Like clockwork, humans complain about the lack of sunshine as the winter months draw near. Some scientists, however, think we should be more concerned about the dearth of darkness. Night as we know it is dying, an international team of scientists said in a teleconference on Tuesday, as they discussed their research on the huge increases in light pollution around the world since 2012.
The concept of light pollution isn’t anything new, but we normally only think about it in relation to celestial events we want to see in the night sky, like meteor showers or passing comets. In the teleconference, the scientists, who published a study related to this work in Science Advances on Wednesday, pointed out that it’s time to start thinking about the disruptive effects of all that artificial light on the natural world around us.
“Since the first emergence of life, the biological world is organized to a large extent by natural cycles of variation in light,” said Leibniz Institute of Freshwater Ecology and Inland Fisheries scientist Franz Hölker, Ph.D., a co-author of the new study.
“From an evolutionary perspective now, artificial light at night is a very new stressor.”
In the study, which used data gathered using the Visible Infrared Imaging Radiometer (VIIRS), the researchers found that there are increasingly more regions of the Earth that are lit with artificial light. The VIIRS data, collected as the satellite circled the Earth from pole to pole 14 times a day, showed that, between 2012 and 2016 the size of Earth’s artificially lit region grew at a rate of 2.2 percent per year.
Some countries got more lit than others. In most of the countries in South America, Africa, and Asia, radiance grew, whereas it stayed constant in the United States and Spain, countries previously labeled the Earth’s brightest. The only countries that showed decreases in radiance were Syria and Yemen, which the researchers pointed out are experiencing warfare.
The researchers are concerned that, if the increase in global radiance continues to grow at these rates, that it will have serious effects on the Earth’s ecology — and perhaps even on human biology.

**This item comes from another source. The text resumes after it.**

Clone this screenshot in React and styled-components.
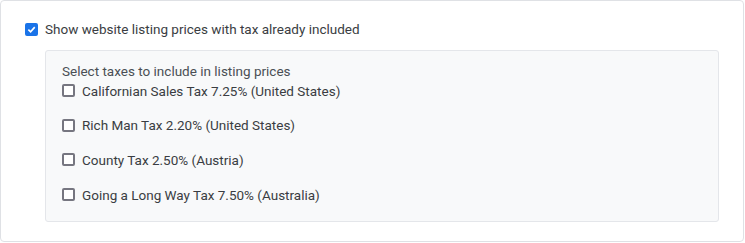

“The problem is that light has been introduced in places, times and intensities at which it does not naturally occur and many organisms, there is no chance to adapt to this new stressor,” said Hölker. “As a consequence, natural light cycles have been fundamentally disrupted by the introduction of artificial light into the nighttime environment.”
Hölker points out that the loss of night could disrupt animal “night habits,” which include reproduction or migration patterns. In the plant kingdom, it could cause trees to lose their leaves later than normal or extend their growing periods to abnormal lengths.
In many ways, humans are already experiencing disruptions to their own natural sleep cycles because of their exposure to blue light from the LED lights in smartphones, TVs, and other screens. Blue light is thought to disrupt the production of melatonin, the hormone the body produces to tell the body to go to sleep. At least part of the “loss of night,” the researchers point out, is due to an increase in the use of LEDs, which “has the most biological consequences,” said co-author and National Oceanic and Atmospheric Adminstration scientist Chris Elvidge, Ph.D., in the teleconference. The VIIRS sensors don’t even pick up on blue light, the researchers point out, suggesting that the increases in radiance reported in the study are even greater with respect to human sight.
“Of course if you experience blue light in the night, for instance, then you risk that animals — mammals, especially, and humans — experience this light as physiological day,” said Hölker. “And this is of course a problem.”